## Given exercise
Your task is to copy the listing exactly. Drop any pictures from the copy.

══ Collected data

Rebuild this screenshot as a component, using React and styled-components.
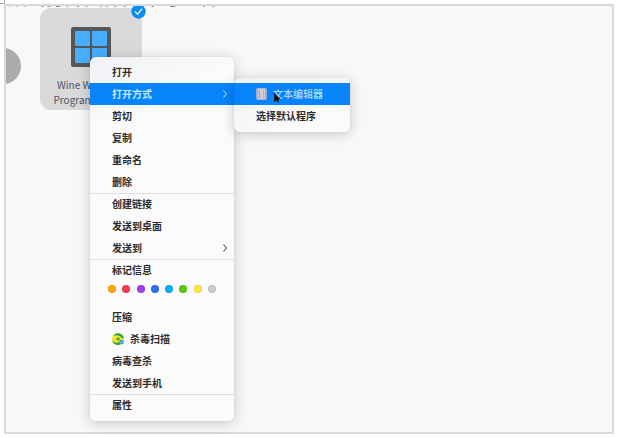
import React from "react";
import styled, { createGlobalStyle } from "styled-components";

const GlobalStyle = createGlobalStyle`
    * {
        box-sizing: border-box;
    }

    body {
        margin: 0;
        background: #fff;
        font-family: "Noto Sans CJK SC", "Noto Sans", sans-serif;
    }
`;

const Page = styled.main`
    position: relative;
    height: 100vh;
    padding: 4px;
`;

const Corner = styled.span`
    position: absolute;
    top: 0;
    left: 0;
    width: 5px;
    height: 4px;
    border: solid #a9a9a9;
    border-width: 0 1px 1px 0;
`;

const Desktop = styled.section`
    position: relative;
    height: 100%;
    overflow: hidden;
    border: 2px solid #d9d9d9;
    background: #f8f8f8;
`;

const Heading = styled.h1`
    position: absolute;
    top: -20px;
    left: 2px;
    margin: 0;
    color: #6d6d6d;
    font-size: 19px;
    font-weight: 500;
    line-height: 22px;
    white-space: nowrap;
`;

const Handle = styled.span`
    position: absolute;
    top: 42px;
    left: -21px;
    width: 36px;
    height: 36px;
    border-radius: 50%;
    background: #ababab;
`;

const Tile = styled.figure`
    position: relative;
    display: flex;
    flex-direction: column;
    align-items: center;
    width: 102px;
    height: 102px;
    margin: 2px 34px;
    padding-top: 19px;
    border-radius: 11px;
    background: #d9d9d9;
`;

const Caption = styled.figcaption`
    margin-top: 10px;
    color: #4a536b;
    font-size: 10px;
    line-height: 15px;
    text-align: center;
    white-space: nowrap;
`;

const Badge = styled.svg`
    position: absolute;
    top: -4px;
    right: -4px;
`;

const Menu = styled.div`
    position: absolute;
    top: ${(props) => props.$top}px;
    left: ${(props) => props.$left}px;
    width: ${(props) => props.$width}px;
    padding: ${(props) => props.$padding};
    border-radius: 6px;
    background: linear-gradient(155deg, #f0f1f5 0, #fbfbfb 70px);
    box-shadow: 0 2px 14px rgba(0, 0, 0, 0.2), 0 0 1px rgba(0, 0, 0, 0.2);
`;

const Group = styled.div`
    & + & {
        box-shadow: inset 0 1px #dedede;
    }
`;

const Item = styled.button`
    display: flex;
    align-items: center;
    width: 100%;
    height: 22px;
    padding: 0 6px 0 22px;
    border: 0;
    background: ${(props) => (props.$active ? "#0784fb" : "transparent")};
    color: ${(props) => (props.$active ? "#c9e8ff" : "#2c2c2c")};
    font-family: inherit;
    font-size: 10px;
    font-weight: ${(props) => (props.$light ? 400 : 700)};
    line-height: 20px;
    text-align: left;
    white-space: nowrap;

    & > svg:first-child {
        margin-right: 6px;
    }
`;

const Label = styled.span`
    flex: 1;
`;

const Tags = styled.div`
    display: flex;
    justify-content: space-between;
    height: 25px;
    padding: 4px 18px 0;
`;

const Tag = styled.button`
    width: 8px;
    height: 8px;
    padding: 0;
    border: 1px solid rgba(0, 0, 0, 0.08);
    border-radius: 50%;
    background: ${(props) => props.$color};
`;

const Cursor = styled.svg`
    position: absolute;
    top: 92px;
    left: 273px;
`;

const tags = [
    ["橙色", "#ffa503"],
    ["红色", "#fb3b51"],
    ["紫色", "#a03cf3"],
    ["蓝色", "#2b70ee"],
    ["天蓝", "#07aef8"],
    ["绿色", "#58cb0c"],
    ["黄色", "#ffe83d"],
    ["灰色", "#cecece"],
];

const WindowIcon = () => (
    <svg width="40" height="40" viewBox="0 0 40 40">
        <rect width="40" height="40" rx="2" fill="#555759" />
        <g fill="#47aeff">
            <rect x="4" y="4" width="15" height="15" rx="1" />
            <rect x="21" y="4" width="15" height="15" rx="1" />
            <rect x="4" y="21" width="15" height="15" rx="1" />
            <rect x="21" y="21" width="15" height="15" rx="1" />
        </g>
    </svg>
);

const Chevron = () => (
    <svg width="6" height="8" viewBox="0 0 6 8" fill="none" stroke="currentColor">
        <path d="M1.5 0.5 4.5 4l-3 3.5" />
    </svg>
);

const ShieldIcon = () => (
    <svg width="12" height="12" viewBox="0 0 12 12">
        <circle cx="6" cy="6" r="6" fill="#f0e62c" />
        <path d="M1 3A6 6 0 0 1 11.8 5L9.6 5.2C8.5 2.4 4.5 1.6 1 3Z" fill="#22a548" />
        <path d="M.2 7.5C2.5 10 5.5 10.4 8 8.8l3 .5A6 6 0 0 1 .2 7.5Z" fill="#33a544" />
        <path d="M5.4 4h1.4v1.3H8v1.4H6.8V8H5.4V6.7H4.2V5.3h1.2Z" fill="#4fae3c" />
        <circle cx="9.6" cy="9" r="2.3" fill="#3a9fd0" />
        <path d="m8.5 9 .8.8L10.7 8.3" fill="none" stroke="#d8f7ff" strokeWidth=".7" />
    </svg>
);

const EditorIcon = () => (
    <svg width="11" height="12" viewBox="0 0 11 12">
        <rect width="11" height="12" rx="2" fill="#a4afd2" />
        <rect x="2" y="1" width="7" height="10" rx="1" fill="#d2cfd6" />
        <path d="M3.5 2v8" stroke="#8d9dcf" />
        <path d="M7.5 2v8" stroke="#c3b184" />
    </svg>
);

export default () => (
    <>
        <GlobalStyle />
        <Page>
            <Corner />
            <Desktop>
                <Heading>双击打开文件夹即可查看</Heading>
                <Handle />
                <Tile>
                    <WindowIcon />
                    <Caption>
                        Wine Windows
                        <br />
                        Program Loader
                    </Caption>
                    <Badge width="15" height="15" viewBox="0 0 15 15">
                        <circle cx="7.5" cy="7.5" r="7.2" fill="#078cf8" />
                        <path d="m4 7.5 2.6 2.7L11 4.8" fill="none" stroke="#e5f5ff" strokeWidth="1.4" />
                    </Badge>
                </Tile>
            </Desktop>

            <Menu $top={57} $left={90} $width={144} $padding="4px 0 5px">
                <Group>
                    <Item>打开</Item>
                    <Item $active>
                        <Label>打开方式</Label>
                        <Chevron />
                    </Item>
                    <Item>剪切</Item>
                    <Item>复制</Item>
                    <Item>重命名</Item>
                    <Item>删除</Item>
                </Group>
                <Group>
                    <Item>创建链接</Item>
                    <Item>发送到桌面</Item>
                    <Item>
                        <Label>发送到</Label>
                        <Chevron />
                    </Item>
                </Group>
                <Group>
                    <Item>标记信息</Item>
                    <Tags>
                        {tags.map(([name, color]) => (
                            <Tag key={name} $color={color} aria-label={name} />
                        ))}
                    </Tags>
                    <Item>压缩</Item>
                    <Item>
                        <ShieldIcon />
                        杀毒扫描
                    </Item>
                    <Item>病毒查杀</Item>
                    <Item>发送到手机</Item>
                </Group>
                <Group>
                    <Item>属性</Item>
                </Group>
            </Menu>

            <Menu $top={78} $left={234} $width={116} $padding="5px 0">
                <Item $active $light>
                    <EditorIcon />
                    文本编辑器
                </Item>
                <Item>选择默认程序</Item>
            </Menu>

            <Cursor width="8" height="11" viewBox="0 0 8 11">
                <path d="M1 1v9l2.2-1.6L5 10.5 6.2 9.4 5 7.6 7.5 7Z" fill="#111" />
            </Cursor>
        </Page>
    </>
);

════

## Completed task
Rebuild this screenshot as a component, using React and styled-components.
import React from "react";
import styled, { createGlobalStyle } from "styled-components";

const GlobalStyle = createGlobalStyle`
    * {
        box-sizing: border-box;
    }

    body {
        margin: 0;
        background: #fff;
        font-family: "Noto Sans CJK SC", "Noto Sans", sans-serif;
    }
`;

const Page = styled.main`
    position: relative;
    height: 100vh;
    padding: 4px;
`;

const Corner = styled.span`
    position: absolute;
    top: 0;
    left: 0;
    width: 5px;
    height: 4px;
    border: solid #a9a9a9;
    border-width: 0 1px 1px 0;
`;

const Desktop = styled.section`
    position: relative;
    height: 100%;
    overflow: hidden;
    border: 2px solid #d9d9d9;
    background: #f8f8f8;
`;

const Heading = styled.h1`
    position: absolute;
    top: -20px;
    left: 2px;
    margin: 0;
    color: #6d6d6d;
    font-size: 19px;
    font-weight: 500;
    line-height: 22px;
    white-space: nowrap;
`;

const Handle = styled.span`
    position: absolute;
    top: 42px;
    left: -21px;
    width: 36px;
    height: 36px;
    border-radius: 50%;
    background: #ababab;
`;

const Tile = styled.figure`
    position: relative;
    display: flex;
    flex-direction: column;
    align-items: center;
    width: 102px;
    height: 102px;
    margin: 2px 34px;
    padding-top: 19px;
    border-radius: 11px;
    background: #d9d9d9;
`;

const Caption = styled.figcaption`
    margin-top: 10px;
    color: #4a536b;
    font-size: 10px;
    line-height: 15px;
    text-align: center;
    white-space: nowrap;
`;

const Badge = styled.svg`
    position: absolute;
    top: -4px;
    right: -4px;
`;

const Menu = styled.div`
    position: absolute;
    top: ${(props) => props.$top}px;
    left: ${(props) => props.$left}px;
    width: ${(props) => props.$width}px;
    padding: ${(props) => props.$padding};
    border-radius: 6px;
    background: linear-gradient(155deg, #f0f1f5 0, #fbfbfb 70px);
    box-shadow: 0 2px 14px rgba(0, 0, 0, 0.2), 0 0 1px rgba(0, 0, 0, 0.2);
`;

const Group = styled.div`
    & + & {
        box-shadow: inset 0 1px #dedede;
    }
`;

const Item = styled.button`
    display: flex;
    align-items: center;
    width: 100%;
    height: 22px;
    padding: 0 6px 0 22px;
    border: 0;
    background: ${(props) => (props.$active ? "#0784fb" : "transparent")};
    color: ${(props) => (props.$active ? "#c9e8ff" : "#2c2c2c")};
    font-family: inherit;
    font-size: 10px;
    font-weight: ${(props) => (props.$light ? 400 : 700)};
    line-height: 20px;
    text-align: left;
    white-space: nowrap;

    & > svg:first-child {
        margin-right: 6px;
    }
`;

const Label = styled.span`
    flex: 1;
`;

const Tags = styled.div`
    display: flex;
    justify-content: space-between;
    height: 25px;
    padding: 4px 18px 0;
`;

const Tag = styled.button`
    width: 8px;
    height: 8px;
    padding: 0;
    border: 1px solid rgba(0, 0, 0, 0.08);
    border-radius: 50%;
    background: ${(props) => props.$color};
`;

const Cursor = styled.svg`
    position: absolute;
    top: 92px;
    left: 273px;
`;

const tags = [
    ["橙色", "#ffa503"],
    ["红色", "#fb3b51"],
    ["紫色", "#a03cf3"],
    ["蓝色", "#2b70ee"],
    ["天蓝", "#07aef8"],
    ["绿色", "#58cb0c"],
    ["黄色", "#ffe83d"],
    ["灰色", "#cecece"],
];

const WindowIcon = () => (
    <svg width="40" height="40" viewBox="0 0 40 40">
        <rect width="40" height="40" rx="2" fill="#555759" />
        <g fill="#47aeff">
            <rect x="4" y="4" width="15" height="15" rx="1" />
            <rect x="21" y="4" width="15" height="15" rx="1" />
            <rect x="4" y="21" width="15" height="15" rx="1" />
            <rect x="21" y="21" width="15" height="15" rx="1" />
        </g>
    </svg>
);

const Chevron = () => (
    <svg width="6" height="8" viewBox="0 0 6 8" fill="none" stroke="currentColor">
        <path d="M1.5 0.5 4.5 4l-3 3.5" />
    </svg>
);

const ShieldIcon = () => (
    <svg width="12" height="12" viewBox="0 0 12 12">
        <circle cx="6" cy="6" r="6" fill="#f0e62c" />
        <path d="M1 3A6 6 0 0 1 11.8 5L9.6 5.2C8.5 2.4 4.5 1.6 1 3Z" fill="#22a548" />
        <path d="M.2 7.5C2.5 10 5.5 10.4 8 8.8l3 .5A6 6 0 0 1 .2 7.5Z" fill="#33a544" />
        <path d="M5.4 4h1.4v1.3H8v1.4H6.8V8H5.4V6.7H4.2V5.3h1.2Z" fill="#4fae3c" />
        <circle cx="9.6" cy="9" r="2.3" fill="#3a9fd0" />
        <path d="m8.5 9 .8.8L10.7 8.3" fill="none" stroke="#d8f7ff" strokeWidth=".7" />
    </svg>
);

const EditorIcon = () => (
    <svg width="11" height="12" viewBox="0 0 11 12">
        <rect width="11" height="12" rx="2" fill="#a4afd2" />
        <rect x="2" y="1" width="7" height="10" rx="1" fill="#d2cfd6" />
        <path d="M3.5 2v8" stroke="#8d9dcf" />
        <path d="M7.5 2v8" stroke="#c3b184" />
    </svg>
);

export default () => (
    <>
        <GlobalStyle />
        <Page>
            <Corner />
            <Desktop>
                <Heading>双击打开文件夹即可查看</Heading>
                <Handle />
                <Tile>
                    <WindowIcon />
                    <Caption>
                        Wine Windows
                        <br />
                        Program Loader
                    </Caption>
                    <Badge width="15" height="15" viewBox="0 0 15 15">
                        <circle cx="7.5" cy="7.5" r="7.2" fill="#078cf8" />
                        <path d="m4 7.5 2.6 2.7L11 4.8" fill="none" stroke="#e5f5ff" strokeWidth="1.4" />
                    </Badge>
                </Tile>
            </Desktop>

            <Menu $top={57} $left={90} $width={144} $padding="4px 0 5px">
                <Group>
                    <Item>打开</Item>
                    <Item $active>
                        <Label>打开方式</Label>
                        <Chevron />
                    </Item>
                    <Item>剪切</Item>
                    <Item>复制</Item>
                    <Item>重命名</Item>
                    <Item>删除</Item>
                </Group>
                <Group>
                    <Item>创建链接</Item>
                    <Item>发送到桌面</Item>
                    <Item>
                        <Label>发送到</Label>
                        <Chevron />
                    </Item>
                </Group>
                <Group>
                    <Item>标记信息</Item>
                    <Tags>
                        {tags.map(([name, color]) => (
                            <Tag key={name} $color={color} aria-label={name} />
                        ))}
                    </Tags>
                    <Item>压缩</Item>
                    <Item>
                        <ShieldIcon />
                        杀毒扫描
                    </Item>
                    <Item>病毒查杀</Item>
                    <Item>发送到手机</Item>
                </Group>
                <Group>
                    <Item>属性</Item>
                </Group>
            </Menu>

            <Menu $top={78} $left={234} $width={116} $padding="5px 0">
                <Item $active $light>
                    <EditorIcon />
                    文本编辑器
                </Item>
                <Item>选择默认程序</Item>
            </Menu>

            <Cursor width="8" height="11" viewBox="0 0 8 11">
                <path d="M1 1v9l2.2-1.6L5 10.5 6.2 9.4 5 7.6 7.5 7Z" fill="#111" />
            </Cursor>
        </Page>
    </>
);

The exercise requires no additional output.